I pride myself on being able to see the beauty in dilapidated houses and mistreated furniture, but even I couldn’t see any beauty in this thing. But suddenly one day I had an epiphany, I could strip it! I don’t know why that hadn’t occurred to me previous to this. We got it for a song due to its shameful appearance and Mr. G began to remove the paint layer by layer. It dates to the 1840s and has had a hard rough life, I believe that it had been stored in someone’s damp cellar due to the condition issues that it has. We repainted it with period correct milk paint, it is now a beautiful teal color that I created by mixing 4 parts Colonial Blue, 2 parts Tavern Green and 1 part Pitch Black. Though this cupboard will eventually house canned goods I didn’t want to fill it with them while it still sits in our livingroom. Once it goes to its permanent place I will transfer the jars then, until such a time it contains miscellaneous crocks and other kitchen belongings.
Furniture with this much history behind it really speaks to me, this cupboard is as close to the American Revolution era as we are today to the end of World War 2. That boggles my mind. I think that surrounding myself with craftsmanship from a bygone era is a way to keep the past alive, to honor the pioneer spirit and survivalist mentality that our ancestors were both proud of and took for granted. Many people feel that clinging to the diversified small family farming/self sufficient lifestyle with the myriad character traits embodied in such a notion is a sign of denial and social irrationality. “With mindless irresponsibility we chase some phantom utopia which has never even existed except in the nostalgic memories of a few….” But I believe that we’re capable and responsible for making the life that we dream of living.
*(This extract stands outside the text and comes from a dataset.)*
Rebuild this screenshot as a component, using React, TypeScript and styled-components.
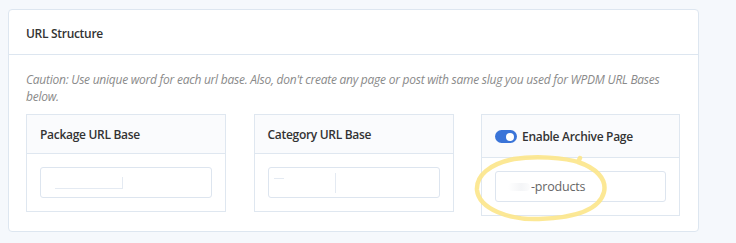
import React from "react";
import styled, { createGlobalStyle } from "styled-components";

const Global = createGlobalStyle`
  html, body { margin: 0; padding: 0; background: #f5f8fc; }
  body { font-family: "Open Sans", "Noto Sans", "Liberation Sans", sans-serif; color: #333; }
  * { box-sizing: border-box; }
`;

const Page = styled.div`
  padding: 9px 0 0 8px;
`;

const Card = styled.section`
  width: 691px;
  background: #fff;
  border: 1px solid #dde6f0;
  border-radius: 4px;
`;

const CardHeader = styled.header`
  height: 45px;
  display: flex;
  align-items: center;
  padding: 2px 0 0 17px;
  border-bottom: 1px solid #dde6f0;
  font-size: 12px;
  font-weight: 600;
  color: #333;
  letter-spacing: -0.3px;
`;

const CardBody = styled.div`
  padding: 16px 18px 15px 17px;
`;

const Caution = styled.p`
  margin: 0 0 9px;
  font-size: 12px;
  line-height: 17px;
  font-style: italic;
  color: #8a8a8a;
  letter-spacing: -0.25px;
`;

const Row = styled.div`
  display: grid;
  grid-template-columns: 200px 200px 199px;
  column-gap: 27.5px;
  align-items: start;
`;

const Panel = styled.div`
  position: relative;
  background: #fff;
  border: 1px solid #dfe7f0;
`;

const PanelHeader = styled.div<{ $tall?: boolean }>`
  height: ${(p) => (p.$tall ? 43 : 39)}px;
  display: flex;
  align-items: center;
  gap: 5px;
  padding: 1px 0 0 13px;
  background: #fafbfd;
  border-bottom: 1px solid #dfe7f0;
  font-size: 12px;
  font-weight: 600;
  color: #333;
  letter-spacing: -0.3px;
`;

const PanelBody = styled.div`
  padding: 13px;
`;

const Field = styled.div`
  position: relative;
  height: 31px;
  border: 1px solid #dde5ef;
  border-radius: 3px;
  background: #fff;
  display: flex;
  align-items: center;
  padding-left: 12px;
  font-size: 12.5px;
  color: #666;
  letter-spacing: -0.2px;
`;

const Mark = styled.span<{ $l: number; $t: number; $w: number; $h: number }>`
  position: absolute;
  left: ${(p) => p.$l}px;
  top: ${(p) => p.$t}px;
  width: ${(p) => p.$w}px;
  height: ${(p) => p.$h}px;
  background: #e4eaf2;
`;

const Blur = styled.span`
  display: inline-block;
  width: 22px;
  height: 8px;
  margin-right: 1px;
  border-radius: 4px;
  background: linear-gradient(90deg, rgba(246,247,249,0) 0%, #f4f5f7 60%, rgba(246,247,249,0.4) 100%);
`;

const Toggle = styled.span`
  position: relative;
  width: 22px;
  height: 13px;
  border-radius: 7px;
  background: #3a74d8;
  flex: none;
  &::after {
    content: "";
    position: absolute;
    right: 3px;
    top: 2.5px;
    width: 8px;
    height: 8px;
    border-radius: 50%;
    background: #fff;
  }
`;

const Annotation = styled.svg`
  position: absolute;
  left: -8px;
  top: 39px;
  pointer-events: none;
  overflow: visible;
`;

export default function App() {
  return (
    <>
      <Global />
      <Page>
        <Card>
          <CardHeader>URL Structure</CardHeader>
          <CardBody>
            <Caution>
              Caution: Use unique word for each url base. Also, don't create any page or post with same slug you used for WPDM URL Bases below.
            </Caution>
            <Row>
              <Panel>
                <PanelHeader>Package URL Base</PanelHeader>
                <PanelBody>
                  <Field>
                    <Mark $l={14} $t={20} $w={67} $h={1} />
                    <Mark $l={81} $t={9} $w={1} $h={12} />
                  </Field>
                </PanelBody>
              </Panel>
              <Panel>
                <PanelHeader>Category URL Base</PanelHeader>
                <PanelBody>
                  <Field>
                    <Mark $l={5} $t={10} $w={10} $h={1} />
                    <Mark $l={66} $t={5} $w={1} $h={20} />
                  </Field>
                </PanelBody>
              </Panel>
              <Panel>
                <PanelHeader $tall>
                  <Toggle />
                  Enable Archive Page
                </PanelHeader>
                <PanelBody>
                  <Field>
                    <Blur />
                    -products
                  </Field>
                </PanelBody>
                <Annotation width="136" height="68" viewBox="0 0 136 68">
                  <path
                    d="M107 9 C 90 3, 60 2, 40 5 C 15 10, 2 22, 3 36 C 5 55, 35 66, 65 65 C 95 64, 125 58, 130 38 C 133 25, 122 14, 104 8 L 106 4"
                    fill="none"
                    stroke="#fce58a"
                    strokeOpacity="0.9"
                    strokeWidth="4.5"
                    strokeLinecap="round"
                    strokeLinejoin="round"
                  />
                </Annotation>
              </Panel>
            </Row>
          </CardBody>
        </Card>
      </Page>
    </>
  );
}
No builder would set about building without a plan, a plank here a brick there, a little straw woven in now and then and yet expecting that something worthwhile could or would come of it, Yet life is often approached in just such a way, with no plan or forethought, just reactionary responses to the waves of life; a good way to drown. The things we spend/waste our time on, the way we spend our money, the things we talk about, all of it, all of it is shaping our lives and the legacy that we’re leaving behind. Antique houses and furniture strike a chord in most of us because they’re a tangible representation of a people who believed in building things to last, who believed in excellence, who worked harder than most of us could fathom and yet they were really living. They weren’t hiding behind a faceless internet anonymity writing about life while never really living it. And we’re drawn to it, maybe even in ways that we don’t realize in a small attempt to neutralize the effect that modern life has on us. The past is seen as an antidote against the crassness and shallowness that are the hallmarks of today. The peace and beauty of a well loved antique is a fitting presence in the home of people who are trying to live a life more common a century ago than today. They help ground us in our beliefs about work, family, community and history and continually call us to renew our commitment to strive toward a life worth living.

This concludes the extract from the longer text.